De leiders van de pro-Europese oppositie, Arsenij Jatsenjoek en Vitali Klitsjko, hebben een soortgelijk probleem: ook zij proberen twee paarden tegelijk te berijden. Enerzijds voeren ze onderhandelingen met Janoekovitsj, anderzijds proberen ze de druk op de autoriteiten te verhogen door te dreigen met de woedende massa op het Maidan (Onafhankelijkheidsplein).

Martelaren

Die hebben ze echter al lang niet meer onder controle: het temperament van Maidan wordt bepaald door groepen als de ultra-nationalistische Sovoboda-partij en het extreem rechtse Pravy Sektor (Rechtse Sector). Ondanks alle oproepen van het podium - 'Wij zijn vreedzame burgers' - schrokken sommige betogers er niet voor terug de politie met jachtgeweren en pistolen onder vuur te nemen.

Na het bloedvergieten van de afgelopen dagen is het voor beide kampen moeilijk terug te krabbelen. Op Maidan roept men om wraak voor de omgekomen betogers, die als martelaren voor het vrije Oekraïne worden verheerlijkt. Vanuit het andere kamp klinkt ook oorlogszuchtige taal: de veiligheidsdienst SBOE heeft laten weten dat er een onderzoek is geopend tegen sommige oppositieleiders, wegens een poging tot staatsgreep.

De legerleiding heeft intussen parachutisten uit Dnjepropetrovsk naar de hoofdstad gedirigeerd, officieel om wapen- en munitiedepots te bewaken.

Tot nog toe speelde de krachtmeting tussen regering en oppositie zich hoofdzakelijk af op enkele vierkante kilometers in het hartje van Kiev. Maar de bloedige botsing op Maidan heeft een diepe kloof geopend tussen het oosten van Oekraïne, waar etnische Russen de meerderheid vormen, en het westen, dat altijd een bolwerk van Oekraïens nationalisme is geweest.

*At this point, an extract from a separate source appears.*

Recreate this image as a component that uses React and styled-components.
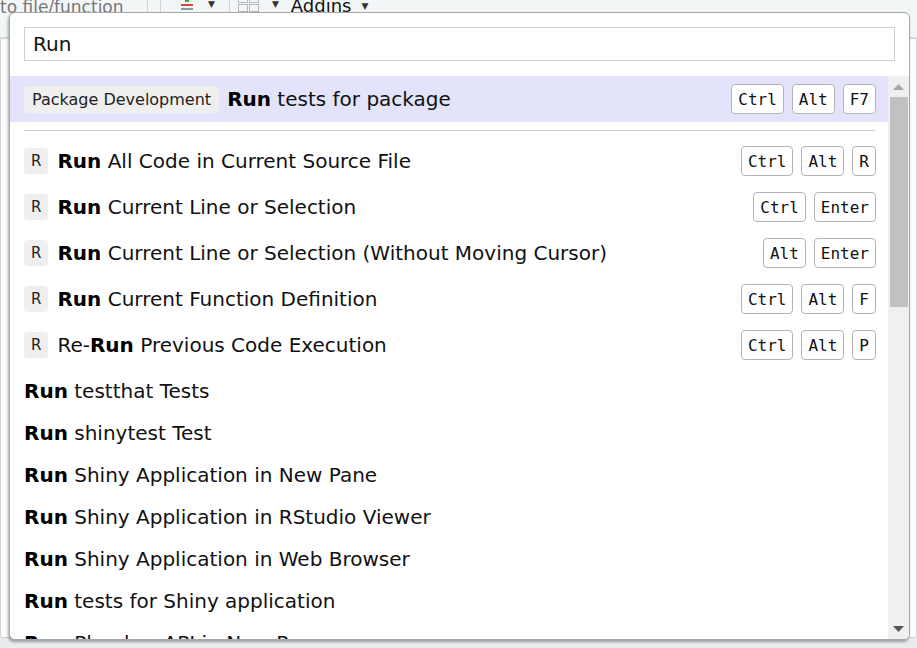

Het parlement van de Krim, ooit deel van Rusland, zag de rellen in Kiev als het begin van de burgeroorlog en riep Janoekovitsj met zoveel woorden op het leger in te zetten. Tegelijkertijd staken anti-Janoekovitsj betogers in verscheidene westelijke steden kantoren van de politie en de veiligheidsdienst in brand en namen zij het bestuur van de regio over.

Zelfs als Janoekovitsj wint op Maidan, dreigt hij een nederlaag te lijden. Dan bestaat het gevaar dat zijn land uit elkaar valt.